Interesting thoughts.

One additional barrier is also the traditional "man breadwinner" psychology where the man has this sort-of heroic and fearful position of being the source of income for the family and the woman's income somehow doesn't count. I think this is part of why people are scared about not making enough money money-

Men because it becomes the most important role (and sometimes the only role) and measure of the success of their lives and their existence, and women because they feel it could be taken away from them at any second because their jobs don't matter as much as men's.

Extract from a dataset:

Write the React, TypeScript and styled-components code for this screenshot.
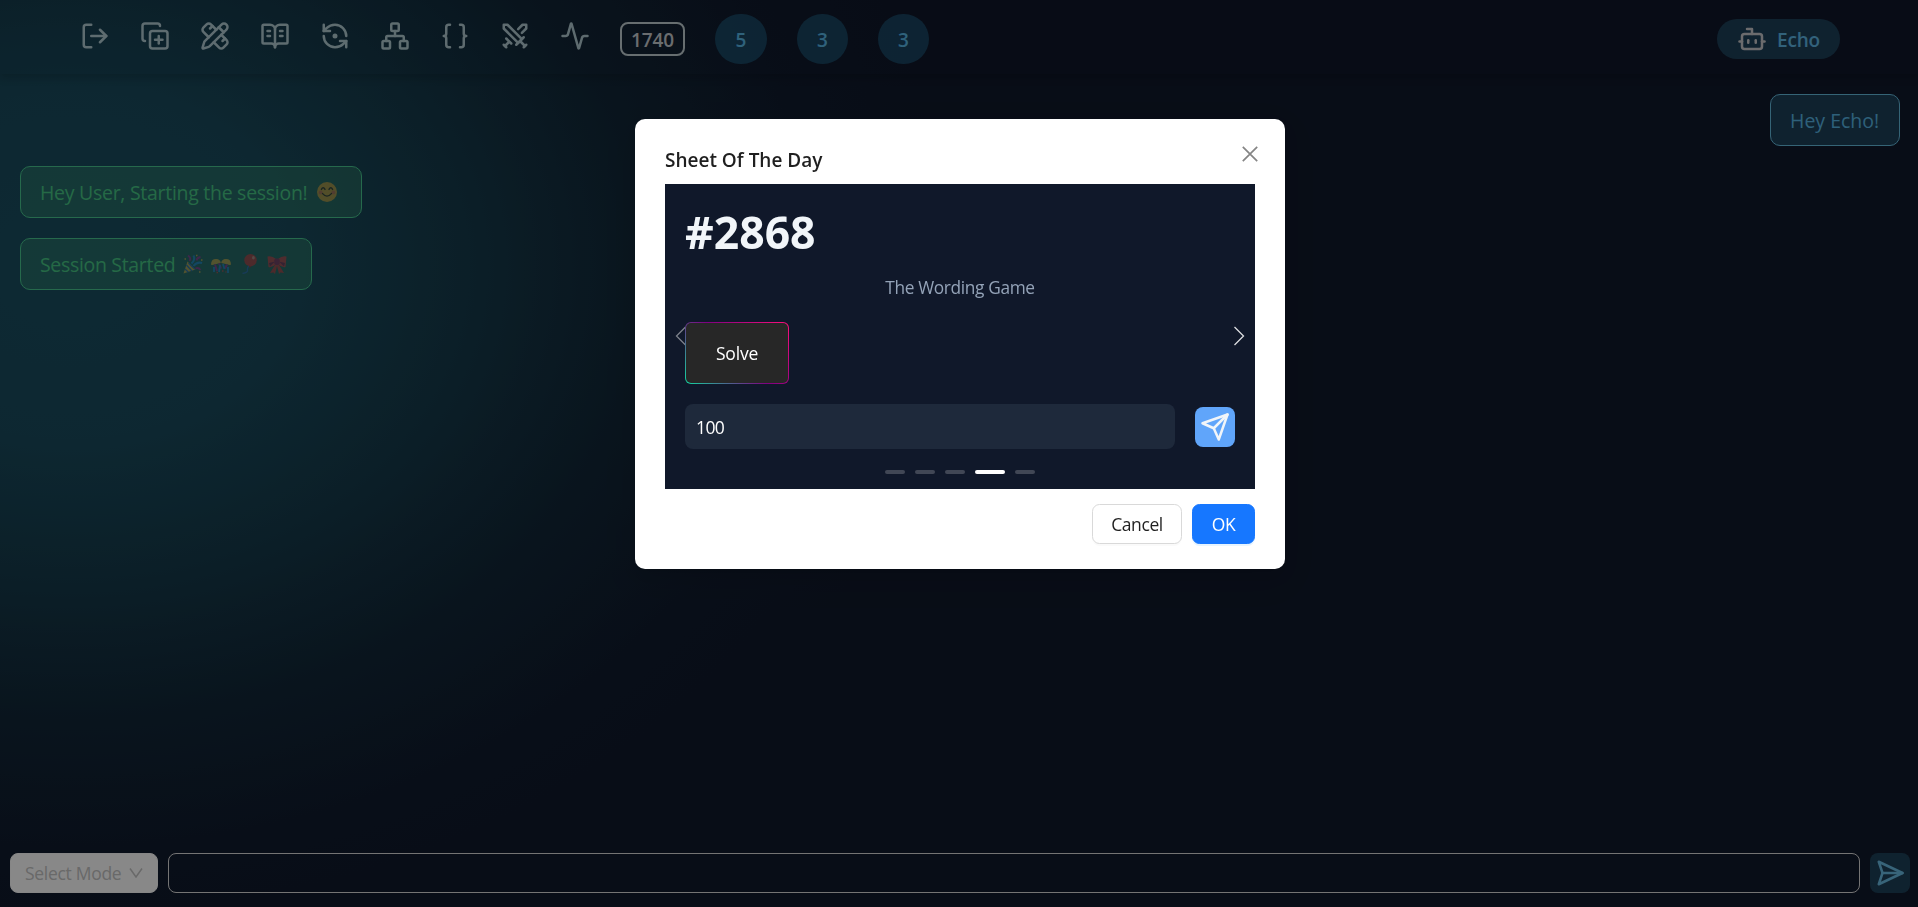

I imagine in a co-earning, co-parenting house there is less of this emotional stress because you know this is a cooperative effort and you have an ally to relate to?

2:14 PM  
Blogger Unknown said...

Great post Marc. This was one of the biggest hurdles for us, coming to the conclusion that it's ok to earn a little less to gain more time at home with our son, and therefore more happiness. We enjoyed our disposable income over the years, and really got used to stashing away for retirement. But a few less "toys" and vacations won't be missed right now. And retiring a few years later to enjoy raising our son now while he's young is a worthy trade-off. It's an interesting choice to make as we watch our friends race to make more money by putting in long hours in hopes of a promotion, just to be able to afford that big house or the leased cars or a big vacation. But when we look at their level of happiness, it tends to be lower than ours, they have far less calm and sanity in their world and are stretched very thin. How we spend every waking hour has taken on a whole new level of importance now that we have a baby. I find it much more critical to be doing what brings me the greatest joy - which for me is spending time with my son, and not spending excessive amounts of time at work. If the price tag is a lower income, I will make that sacrifice and adjust my spending accordingly. I agree that money does not equal instant happiness, yet most people have been trained to believe money equals happiness. Our society needs to reevaluate what it truly means to be happy.